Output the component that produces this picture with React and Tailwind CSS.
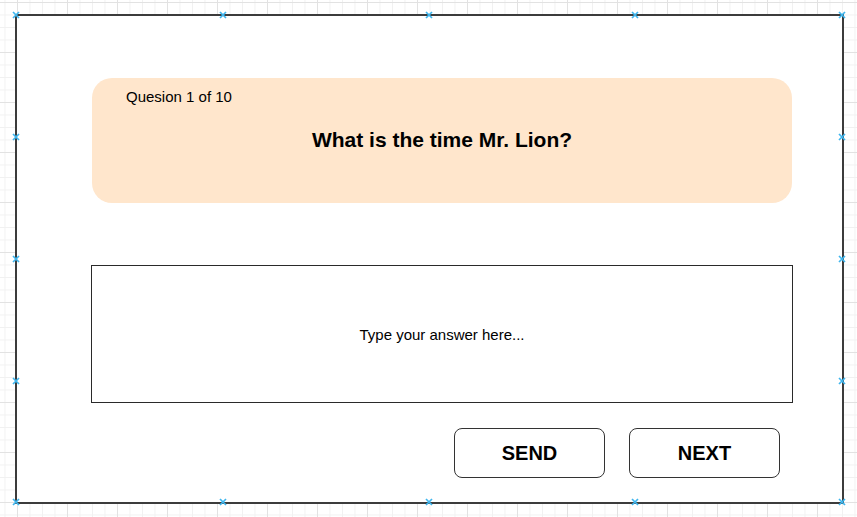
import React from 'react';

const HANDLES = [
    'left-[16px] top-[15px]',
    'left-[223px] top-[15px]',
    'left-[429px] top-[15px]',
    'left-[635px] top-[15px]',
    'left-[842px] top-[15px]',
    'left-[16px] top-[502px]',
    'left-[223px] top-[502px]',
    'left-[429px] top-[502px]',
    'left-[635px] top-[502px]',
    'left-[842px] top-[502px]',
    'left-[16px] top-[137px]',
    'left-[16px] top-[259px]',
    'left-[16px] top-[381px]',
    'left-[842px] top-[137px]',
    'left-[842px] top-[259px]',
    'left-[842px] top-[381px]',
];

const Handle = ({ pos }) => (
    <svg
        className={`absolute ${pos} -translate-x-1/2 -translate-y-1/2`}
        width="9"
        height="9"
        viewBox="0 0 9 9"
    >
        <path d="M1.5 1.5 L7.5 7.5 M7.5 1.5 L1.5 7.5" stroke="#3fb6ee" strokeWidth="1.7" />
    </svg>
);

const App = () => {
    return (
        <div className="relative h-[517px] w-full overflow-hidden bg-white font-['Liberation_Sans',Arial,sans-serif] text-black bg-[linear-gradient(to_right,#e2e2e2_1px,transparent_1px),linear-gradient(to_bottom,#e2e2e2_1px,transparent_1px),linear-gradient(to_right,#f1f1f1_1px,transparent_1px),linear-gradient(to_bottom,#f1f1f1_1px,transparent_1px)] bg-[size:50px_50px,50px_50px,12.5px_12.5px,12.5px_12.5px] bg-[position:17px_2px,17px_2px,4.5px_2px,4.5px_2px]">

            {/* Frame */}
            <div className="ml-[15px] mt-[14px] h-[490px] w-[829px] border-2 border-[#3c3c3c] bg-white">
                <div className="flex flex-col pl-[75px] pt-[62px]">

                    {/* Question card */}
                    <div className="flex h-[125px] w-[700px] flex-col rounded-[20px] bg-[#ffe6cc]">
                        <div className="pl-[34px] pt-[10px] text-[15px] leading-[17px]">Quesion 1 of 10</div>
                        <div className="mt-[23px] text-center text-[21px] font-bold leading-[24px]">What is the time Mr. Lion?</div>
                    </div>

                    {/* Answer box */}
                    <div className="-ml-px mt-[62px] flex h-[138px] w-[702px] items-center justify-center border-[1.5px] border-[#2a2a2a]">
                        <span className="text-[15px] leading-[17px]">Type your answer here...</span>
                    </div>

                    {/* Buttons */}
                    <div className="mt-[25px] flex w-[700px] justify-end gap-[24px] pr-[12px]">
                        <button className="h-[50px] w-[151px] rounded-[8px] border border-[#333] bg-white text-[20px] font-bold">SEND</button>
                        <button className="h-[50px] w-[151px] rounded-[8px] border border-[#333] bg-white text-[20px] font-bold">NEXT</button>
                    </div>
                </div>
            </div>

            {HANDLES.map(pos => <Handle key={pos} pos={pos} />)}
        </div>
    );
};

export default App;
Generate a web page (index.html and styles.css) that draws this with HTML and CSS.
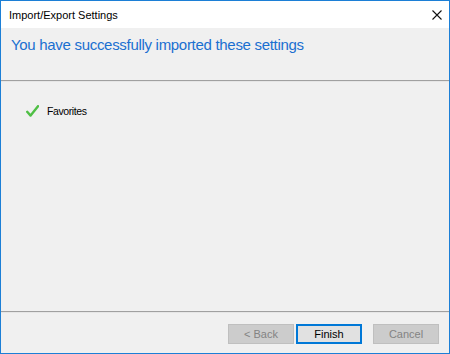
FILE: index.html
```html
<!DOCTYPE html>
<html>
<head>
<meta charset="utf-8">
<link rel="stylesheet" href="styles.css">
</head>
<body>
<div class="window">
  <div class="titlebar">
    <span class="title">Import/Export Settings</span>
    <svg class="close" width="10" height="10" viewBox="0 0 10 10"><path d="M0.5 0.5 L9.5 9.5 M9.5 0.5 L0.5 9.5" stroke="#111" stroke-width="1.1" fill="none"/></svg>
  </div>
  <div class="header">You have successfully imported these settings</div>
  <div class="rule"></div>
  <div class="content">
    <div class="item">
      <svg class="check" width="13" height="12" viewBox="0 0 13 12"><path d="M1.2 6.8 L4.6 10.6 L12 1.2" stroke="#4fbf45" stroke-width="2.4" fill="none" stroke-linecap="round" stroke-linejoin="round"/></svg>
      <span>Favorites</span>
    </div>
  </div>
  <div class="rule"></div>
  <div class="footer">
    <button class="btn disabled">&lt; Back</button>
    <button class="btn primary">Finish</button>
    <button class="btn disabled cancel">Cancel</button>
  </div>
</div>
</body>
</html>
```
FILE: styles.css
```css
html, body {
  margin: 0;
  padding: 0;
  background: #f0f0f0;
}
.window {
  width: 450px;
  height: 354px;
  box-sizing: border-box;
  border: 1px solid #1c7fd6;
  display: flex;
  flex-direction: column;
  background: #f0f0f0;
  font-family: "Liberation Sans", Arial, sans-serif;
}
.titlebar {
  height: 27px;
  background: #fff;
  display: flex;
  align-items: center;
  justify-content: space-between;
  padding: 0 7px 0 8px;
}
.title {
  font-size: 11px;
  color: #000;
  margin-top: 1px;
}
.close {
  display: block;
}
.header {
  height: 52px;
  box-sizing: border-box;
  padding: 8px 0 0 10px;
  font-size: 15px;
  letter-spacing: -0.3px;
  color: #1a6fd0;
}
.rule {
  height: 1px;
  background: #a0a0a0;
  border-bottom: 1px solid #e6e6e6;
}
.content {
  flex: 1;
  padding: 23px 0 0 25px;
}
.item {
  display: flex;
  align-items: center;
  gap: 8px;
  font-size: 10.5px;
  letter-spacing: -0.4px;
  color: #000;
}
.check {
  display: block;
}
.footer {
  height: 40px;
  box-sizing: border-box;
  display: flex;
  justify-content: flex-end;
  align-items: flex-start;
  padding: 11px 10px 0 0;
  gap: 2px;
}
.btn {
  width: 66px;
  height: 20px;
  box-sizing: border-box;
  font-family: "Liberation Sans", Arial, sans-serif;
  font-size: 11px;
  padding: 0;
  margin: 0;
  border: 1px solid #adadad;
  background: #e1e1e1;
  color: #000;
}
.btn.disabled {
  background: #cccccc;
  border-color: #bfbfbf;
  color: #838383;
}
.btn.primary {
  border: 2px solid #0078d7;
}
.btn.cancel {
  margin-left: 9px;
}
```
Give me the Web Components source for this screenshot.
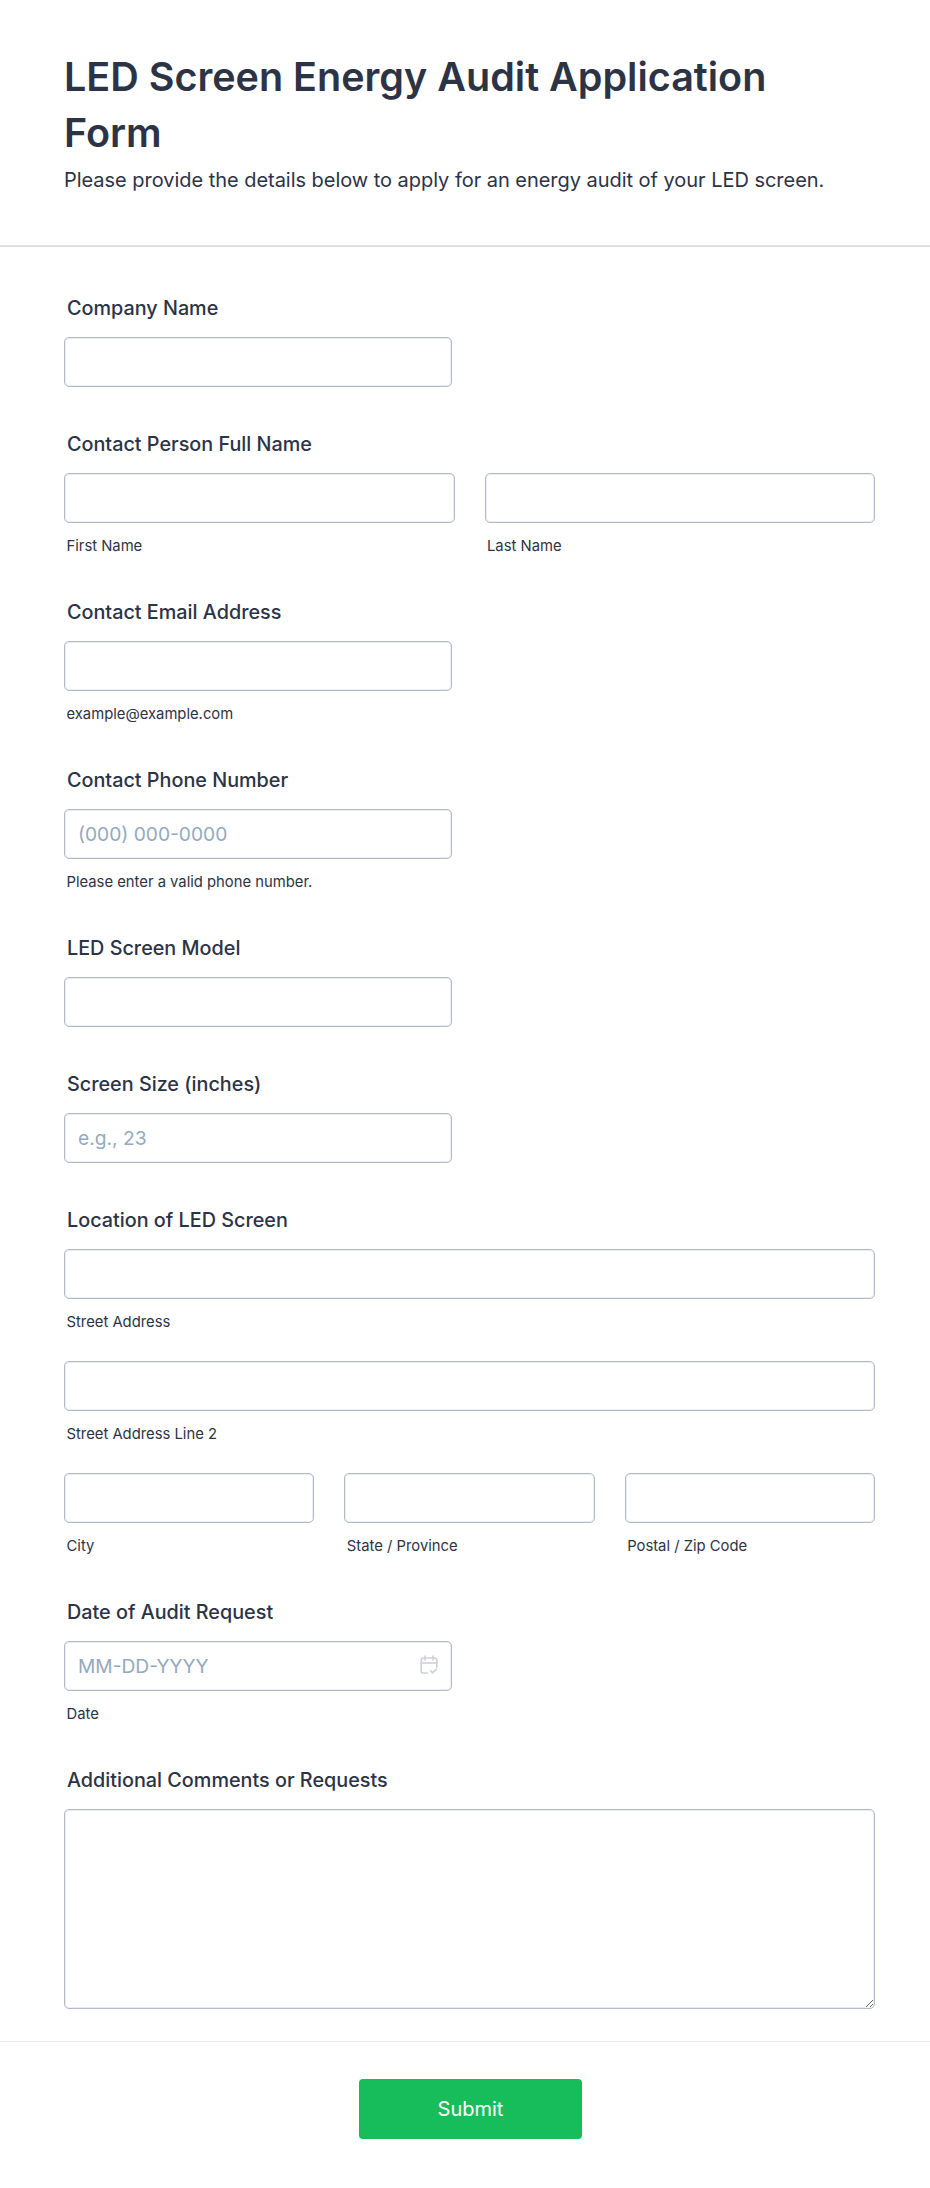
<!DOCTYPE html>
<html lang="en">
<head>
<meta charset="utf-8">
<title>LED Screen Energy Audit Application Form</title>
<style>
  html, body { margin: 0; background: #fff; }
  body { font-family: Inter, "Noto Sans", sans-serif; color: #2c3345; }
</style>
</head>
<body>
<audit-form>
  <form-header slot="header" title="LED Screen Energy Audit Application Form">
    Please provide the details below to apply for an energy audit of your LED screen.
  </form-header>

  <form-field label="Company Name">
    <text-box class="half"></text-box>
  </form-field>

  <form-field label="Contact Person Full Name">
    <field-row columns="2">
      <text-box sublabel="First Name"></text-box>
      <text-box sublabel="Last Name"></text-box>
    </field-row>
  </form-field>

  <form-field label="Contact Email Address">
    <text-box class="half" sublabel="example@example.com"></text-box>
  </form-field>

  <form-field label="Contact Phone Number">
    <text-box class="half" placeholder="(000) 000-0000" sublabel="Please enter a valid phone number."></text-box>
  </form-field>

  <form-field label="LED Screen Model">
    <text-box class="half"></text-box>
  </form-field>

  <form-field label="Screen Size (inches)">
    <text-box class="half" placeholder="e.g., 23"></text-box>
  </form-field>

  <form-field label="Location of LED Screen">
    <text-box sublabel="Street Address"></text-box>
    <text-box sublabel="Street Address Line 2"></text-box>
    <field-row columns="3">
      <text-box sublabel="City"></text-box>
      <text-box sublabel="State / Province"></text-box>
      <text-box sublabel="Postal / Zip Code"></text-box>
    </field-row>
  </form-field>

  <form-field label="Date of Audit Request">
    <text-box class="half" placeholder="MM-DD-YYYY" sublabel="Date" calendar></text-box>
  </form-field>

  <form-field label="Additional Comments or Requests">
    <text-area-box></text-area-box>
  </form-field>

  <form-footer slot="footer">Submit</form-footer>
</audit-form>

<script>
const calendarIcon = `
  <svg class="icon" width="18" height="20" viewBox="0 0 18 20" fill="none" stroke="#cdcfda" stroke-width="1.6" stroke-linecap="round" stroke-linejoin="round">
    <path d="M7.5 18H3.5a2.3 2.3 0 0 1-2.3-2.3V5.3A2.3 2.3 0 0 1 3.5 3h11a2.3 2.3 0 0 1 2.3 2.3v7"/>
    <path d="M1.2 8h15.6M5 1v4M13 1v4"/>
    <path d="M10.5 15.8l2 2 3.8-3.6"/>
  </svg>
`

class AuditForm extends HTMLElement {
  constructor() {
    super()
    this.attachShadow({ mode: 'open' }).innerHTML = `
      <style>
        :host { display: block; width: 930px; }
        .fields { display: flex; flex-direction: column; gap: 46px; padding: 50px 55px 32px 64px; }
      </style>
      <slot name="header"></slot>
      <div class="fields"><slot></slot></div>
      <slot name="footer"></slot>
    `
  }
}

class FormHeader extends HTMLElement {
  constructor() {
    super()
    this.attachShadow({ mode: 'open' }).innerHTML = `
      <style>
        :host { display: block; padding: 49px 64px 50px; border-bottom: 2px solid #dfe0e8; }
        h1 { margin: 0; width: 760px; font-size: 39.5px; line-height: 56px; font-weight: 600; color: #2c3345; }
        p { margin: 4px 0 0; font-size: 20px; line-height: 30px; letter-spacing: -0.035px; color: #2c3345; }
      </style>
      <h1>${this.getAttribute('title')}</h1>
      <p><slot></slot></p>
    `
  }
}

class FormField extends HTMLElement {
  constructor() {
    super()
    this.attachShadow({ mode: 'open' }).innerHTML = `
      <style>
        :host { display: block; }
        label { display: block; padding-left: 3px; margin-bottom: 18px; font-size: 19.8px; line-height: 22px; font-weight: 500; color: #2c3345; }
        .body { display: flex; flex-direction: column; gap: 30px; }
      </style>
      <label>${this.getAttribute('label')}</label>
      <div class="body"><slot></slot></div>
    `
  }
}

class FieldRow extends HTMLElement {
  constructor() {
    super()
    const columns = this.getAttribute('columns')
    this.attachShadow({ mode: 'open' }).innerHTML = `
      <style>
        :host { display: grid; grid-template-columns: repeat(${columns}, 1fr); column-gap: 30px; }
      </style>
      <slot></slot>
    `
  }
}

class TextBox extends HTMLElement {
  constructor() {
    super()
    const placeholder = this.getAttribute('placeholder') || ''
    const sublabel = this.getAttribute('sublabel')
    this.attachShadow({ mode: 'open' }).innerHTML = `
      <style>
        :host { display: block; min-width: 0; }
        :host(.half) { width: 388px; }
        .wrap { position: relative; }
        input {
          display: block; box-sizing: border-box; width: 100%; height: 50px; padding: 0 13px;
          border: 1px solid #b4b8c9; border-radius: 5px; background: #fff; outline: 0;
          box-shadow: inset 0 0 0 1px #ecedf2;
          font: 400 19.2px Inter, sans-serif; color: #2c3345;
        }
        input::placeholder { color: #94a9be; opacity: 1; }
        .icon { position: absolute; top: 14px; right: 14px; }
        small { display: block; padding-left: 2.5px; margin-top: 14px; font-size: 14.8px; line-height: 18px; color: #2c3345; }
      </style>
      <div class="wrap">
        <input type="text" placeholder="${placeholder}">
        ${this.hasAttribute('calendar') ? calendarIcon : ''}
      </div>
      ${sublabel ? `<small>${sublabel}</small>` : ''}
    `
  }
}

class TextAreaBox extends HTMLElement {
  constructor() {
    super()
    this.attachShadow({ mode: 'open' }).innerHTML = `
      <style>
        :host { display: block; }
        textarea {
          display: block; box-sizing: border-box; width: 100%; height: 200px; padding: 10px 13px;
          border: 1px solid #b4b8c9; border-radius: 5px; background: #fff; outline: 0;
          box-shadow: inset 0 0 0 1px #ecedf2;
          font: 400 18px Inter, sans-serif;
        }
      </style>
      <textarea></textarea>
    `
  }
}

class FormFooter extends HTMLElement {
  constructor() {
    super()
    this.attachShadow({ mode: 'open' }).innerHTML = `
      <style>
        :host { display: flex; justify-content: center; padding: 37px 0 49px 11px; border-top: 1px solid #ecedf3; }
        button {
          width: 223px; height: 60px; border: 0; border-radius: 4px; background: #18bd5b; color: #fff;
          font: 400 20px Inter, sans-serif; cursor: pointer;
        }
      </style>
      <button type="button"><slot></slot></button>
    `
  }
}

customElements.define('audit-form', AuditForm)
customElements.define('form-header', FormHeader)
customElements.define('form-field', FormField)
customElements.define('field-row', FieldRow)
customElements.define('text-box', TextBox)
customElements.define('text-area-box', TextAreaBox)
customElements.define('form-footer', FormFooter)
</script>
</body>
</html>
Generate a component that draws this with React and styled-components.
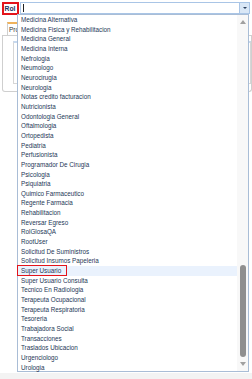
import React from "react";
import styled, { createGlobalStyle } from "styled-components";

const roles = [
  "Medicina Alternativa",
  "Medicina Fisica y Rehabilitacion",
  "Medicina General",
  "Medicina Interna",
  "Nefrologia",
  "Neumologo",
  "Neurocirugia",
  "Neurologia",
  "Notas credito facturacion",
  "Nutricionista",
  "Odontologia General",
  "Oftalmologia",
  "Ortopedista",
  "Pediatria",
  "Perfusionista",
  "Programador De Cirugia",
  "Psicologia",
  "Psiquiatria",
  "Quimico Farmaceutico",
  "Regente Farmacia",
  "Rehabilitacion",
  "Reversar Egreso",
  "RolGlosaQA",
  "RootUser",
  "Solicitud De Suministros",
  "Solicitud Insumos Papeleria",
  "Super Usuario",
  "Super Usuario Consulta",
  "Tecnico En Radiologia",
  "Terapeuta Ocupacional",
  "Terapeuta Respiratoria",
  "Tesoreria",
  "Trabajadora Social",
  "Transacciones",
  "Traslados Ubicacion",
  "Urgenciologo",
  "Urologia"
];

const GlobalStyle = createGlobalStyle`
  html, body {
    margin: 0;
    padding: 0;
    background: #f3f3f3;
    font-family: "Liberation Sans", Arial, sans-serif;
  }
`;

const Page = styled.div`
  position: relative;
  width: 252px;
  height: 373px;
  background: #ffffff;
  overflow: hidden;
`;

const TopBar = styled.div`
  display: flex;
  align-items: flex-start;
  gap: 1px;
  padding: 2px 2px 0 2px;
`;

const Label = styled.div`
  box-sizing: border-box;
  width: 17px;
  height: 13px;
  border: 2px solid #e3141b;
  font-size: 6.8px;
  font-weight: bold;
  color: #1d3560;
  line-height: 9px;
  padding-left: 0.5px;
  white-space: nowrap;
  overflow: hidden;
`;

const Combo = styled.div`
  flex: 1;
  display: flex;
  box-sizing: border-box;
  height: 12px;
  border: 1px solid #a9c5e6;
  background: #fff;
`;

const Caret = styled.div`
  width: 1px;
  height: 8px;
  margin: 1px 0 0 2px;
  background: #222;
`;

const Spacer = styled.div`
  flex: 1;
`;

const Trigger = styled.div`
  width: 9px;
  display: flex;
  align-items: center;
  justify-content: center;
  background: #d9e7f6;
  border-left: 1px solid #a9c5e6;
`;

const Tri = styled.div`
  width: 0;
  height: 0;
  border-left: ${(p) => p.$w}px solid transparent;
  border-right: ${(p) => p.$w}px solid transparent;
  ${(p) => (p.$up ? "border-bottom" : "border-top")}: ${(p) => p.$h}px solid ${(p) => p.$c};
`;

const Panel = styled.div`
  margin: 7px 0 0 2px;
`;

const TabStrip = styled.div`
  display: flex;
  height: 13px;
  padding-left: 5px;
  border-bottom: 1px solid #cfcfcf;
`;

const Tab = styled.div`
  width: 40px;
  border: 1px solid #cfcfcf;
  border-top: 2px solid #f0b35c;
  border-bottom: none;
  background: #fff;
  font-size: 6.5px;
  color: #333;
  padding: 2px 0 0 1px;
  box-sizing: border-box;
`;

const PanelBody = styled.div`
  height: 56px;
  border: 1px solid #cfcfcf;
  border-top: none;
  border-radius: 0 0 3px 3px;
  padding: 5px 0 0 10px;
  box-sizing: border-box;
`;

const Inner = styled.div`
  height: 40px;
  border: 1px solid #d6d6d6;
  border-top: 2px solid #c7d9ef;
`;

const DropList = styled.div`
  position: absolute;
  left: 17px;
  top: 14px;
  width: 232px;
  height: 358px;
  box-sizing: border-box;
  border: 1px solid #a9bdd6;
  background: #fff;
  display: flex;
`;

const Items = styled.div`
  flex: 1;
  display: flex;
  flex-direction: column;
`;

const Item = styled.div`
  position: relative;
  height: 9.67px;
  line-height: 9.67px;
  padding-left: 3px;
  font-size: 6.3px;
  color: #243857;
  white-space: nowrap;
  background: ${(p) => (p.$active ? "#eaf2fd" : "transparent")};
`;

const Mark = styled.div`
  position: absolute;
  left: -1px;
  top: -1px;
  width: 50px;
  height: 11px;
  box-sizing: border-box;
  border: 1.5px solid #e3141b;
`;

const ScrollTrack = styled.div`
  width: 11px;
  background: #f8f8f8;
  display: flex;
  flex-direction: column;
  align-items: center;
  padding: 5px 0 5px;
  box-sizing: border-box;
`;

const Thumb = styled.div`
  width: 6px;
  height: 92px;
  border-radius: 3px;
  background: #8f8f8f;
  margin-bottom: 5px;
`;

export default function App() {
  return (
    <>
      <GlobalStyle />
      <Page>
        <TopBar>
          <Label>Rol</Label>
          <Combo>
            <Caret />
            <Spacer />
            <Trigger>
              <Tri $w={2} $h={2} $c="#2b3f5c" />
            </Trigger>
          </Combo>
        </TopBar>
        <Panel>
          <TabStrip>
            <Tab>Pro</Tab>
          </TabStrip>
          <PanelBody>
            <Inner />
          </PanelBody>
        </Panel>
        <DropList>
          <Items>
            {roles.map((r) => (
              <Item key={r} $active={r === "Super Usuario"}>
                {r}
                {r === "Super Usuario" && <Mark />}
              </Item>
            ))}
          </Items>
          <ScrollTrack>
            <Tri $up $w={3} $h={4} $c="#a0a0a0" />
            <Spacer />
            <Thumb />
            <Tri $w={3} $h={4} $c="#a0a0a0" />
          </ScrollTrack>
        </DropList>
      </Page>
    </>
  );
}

§ **What is required**
Copy out only the lines from the one containing "Give me the" through the one containing "</audit-form>", exactly, with both ends. Any picture is left out.

§ **Task result**
Give me the Web Components source for this screenshot.
<!DOCTYPE html>
<html lang="en">
<head>
<meta charset="utf-8">
<title>LED Screen Energy Audit Application Form</title>
<style>
  html, body { margin: 0; background: #fff; }
  body { font-family: Inter, "Noto Sans", sans-serif; color: #2c3345; }
</style>
</head>
<body>
<audit-form>
  <form-header slot="header" title="LED Screen Energy Audit Application Form">
    Please provide the details below to apply for an energy audit of your LED screen.
  </form-header>

  <form-field label="Company Name">
    <text-box class="half"></text-box>
  </form-field>

  <form-field label="Contact Person Full Name">
    <field-row columns="2">
      <text-box sublabel="First Name"></text-box>
      <text-box sublabel="Last Name"></text-box>
    </field-row>
  </form-field>

  <form-field label="Contact Email Address">
    <text-box class="half" sublabel="example@example.com"></text-box>
  </form-field>

  <form-field label="Contact Phone Number">
    <text-box class="half" placeholder="(000) 000-0000" sublabel="Please enter a valid phone number."></text-box>
  </form-field>

  <form-field label="LED Screen Model">
    <text-box class="half"></text-box>
  </form-field>

  <form-field label="Screen Size (inches)">
    <text-box class="half" placeholder="e.g., 23"></text-box>
  </form-field>

  <form-field label="Location of LED Screen">
    <text-box sublabel="Street Address"></text-box>
    <text-box sublabel="Street Address Line 2"></text-box>
    <field-row columns="3">
      <text-box sublabel="City"></text-box>
      <text-box sublabel="State / Province"></text-box>
      <text-box sublabel="Postal / Zip Code"></text-box>
    </field-row>
  </form-field>

  <form-field label="Date of Audit Request">
    <text-box class="half" placeholder="MM-DD-YYYY" sublabel="Date" calendar></text-box>
  </form-field>

  <form-field label="Additional Comments or Requests">
    <text-area-box></text-area-box>
  </form-field>

  <form-footer slot="footer">Submit</form-footer>
</audit-form>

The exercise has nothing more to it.